Pre-Mortem
Facilitator
Assume failure. Find the fatal flaws. Fix them before they find you. The most optimistic thing a smart team can do is plan for what could go wrong.
What This Does
This sequence turns your initiative into a stress test before it becomes a post-mortem. The AI acts as a ruthless Red Team — composed of distinct expert personas who argue with each other — to surface the specific, uncomfortable reasons your plan will fail. Then it forces you to defend your mitigation strategies against second-order effects. Finally, it gives you the exact psychologically safe questions to surface the risks your team is too polite to voice.
Choose Your Mode
The Red Team Setup
Assume Failure · Surface Fatal Flaws
Set the scene. Assume the project has already failed — not underperformed, but failed spectacularly. Your job is to explain why. This framing shift from "what could go wrong" to "why did this fail" is not rhetorical. It activates a fundamentally different cognitive process.
The Defence Stress-Test
Challenge Your Mitigation · Expose Second-Order Failures
Now defend yourself. Paste your mitigation strategy for the fatal flaws identified in Stage 1. The AI will not be polite. It will tell you why your fix is naive, what secondary problems your solution creates, and where you are trading one failure mode for another.
The Candour Extraction
Psychological Safety · Team Conversation Design
The Red Team has shown you the blind spots. Now you need to bring this to your actual human team — the people who have been privately worried about exactly these things but haven't said so. This stage gives you the exact questions to create the psychological safety for them to tell you the ugly truth.
The Adversarial Debate
Three Personas · Structured Disagreement
Force three distinct expert personas to argue about why your plan will fail — and to disagree with each other. The disagreement is the point. It surfaces the hidden tensions between different types of failure risk that a single perspective would miss.
The Convergence Defence
Address the Point of Consensus · Stress-Test the Fix
All three personas agreed on one failure mode. That is your highest-priority risk. Now defend against it — and let the personas critique your defence from their distinct perspectives.
The Candour Extraction
Psychological Safety · Team Conversation Design
The adversarial debate has surfaced the real risks. Now design the conversation that brings this intelligence to your team — without triggering defensiveness or shutting down the people who most need to speak.

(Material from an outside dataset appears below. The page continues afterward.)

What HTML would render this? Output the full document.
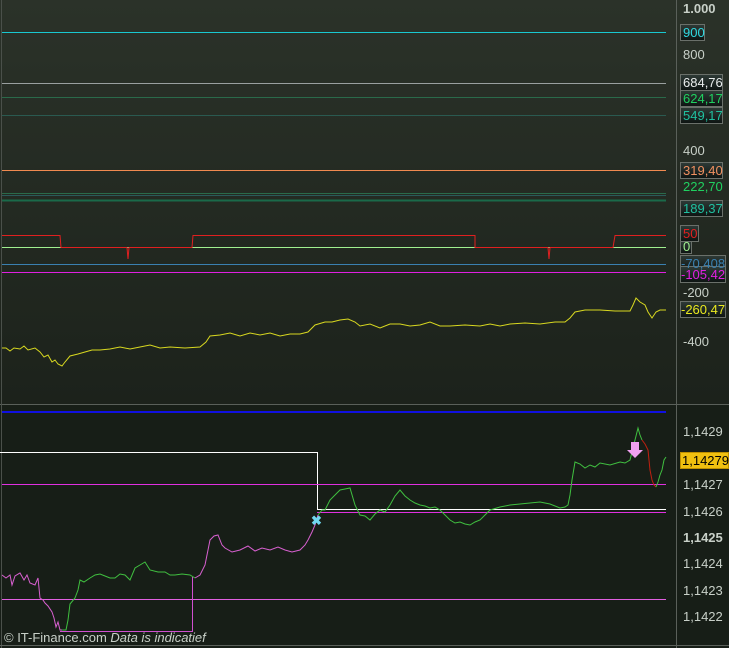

"The pre-mortem is not a pessimism exercise. It is the most optimistic thing a smart team can do. It assumes your team is intelligent enough to see the risks — and professional enough to say them out loud. Your job is simply to create the conditions where that is safe."
Use this prompt sequence with Microsoft Copilot. Replace all bracketed placeholders with your specific context. Bring the insights back to your team. The risks you surface in this exercise are not reasons to abandon the plan — they are the work that makes the plan worth executing.
Solution
Ideation Engine
Go wide before you go deep. Generate ideas from multiple angles, stress-test them against reality, and shape the best ones into something worth building.
What This Does
This sequence takes the problem surfaced in your pre-mortem and turns it into a structured ideation sprint. Stage 1 goes wide — generating ideas across multiple innovation lenses including the 10 Types of Innovation, forced associations from unrelated industries, and SCAMPER. Stage 2 goes unconventional — using opposite thinking to find the non-obvious ideas hiding in plain sight. Stage 3 evaluates everything on the How-Now-Wow-Ciao matrix and shapes your best ideas into more powerful versions of themselves.
The How-Now-Wow-Ciao Matrix
Go Wide — Volume & Diversity
10 Types · Forced Association · SCAMPER
The first rule of ideation: quantity before quality. The goal here is to generate ideas from multiple, structurally different lenses — not to find the one right answer, but to populate the full landscape of possibility. Most teams stop after the first plausible idea. This prompt forces you past that.
Go Unconventional — Opposite Thinking
Reverse Brainstorming · Inversion · Worst Possible Idea
The most powerful ideas are often hiding inside their own opposites. Opposite thinking forces you to generate the worst possible solutions — then inverts them to find the non-obvious gems that conventional brainstorming never reaches. This is not a party trick. It is a structured technique for breaking the cognitive lock-in that comes from thinking inside your own category.
Evaluate — How-Now-Wow-Ciao
Impact vs. Feasibility · Prioritisation · Honest Assessment
Now evaluate. Take the best ideas from Stages 1 and 2 and place them on the matrix. The goal is not to validate your favourites — it is to be brutally honest about where each idea actually sits. The most common mistake is placing everything in WOW because you are emotionally attached to the ideas you generated.
"The goal of ideation is not to find the one right answer. It is to populate the full landscape of possibility — and then be ruthlessly honest about which part of that landscape is worth building in. Volume first. Evaluation second. Shaping third. In that order, always."
Use this prompt sequence with Microsoft Copilot. Start with the problem statement from your pre-mortem. Replace all bracketed placeholders with your specific context. The How-Now-Wow-Ciao matrix is not a voting exercise — it is a discipline. The ideas that survive this sequence are the ones worth taking to leadership.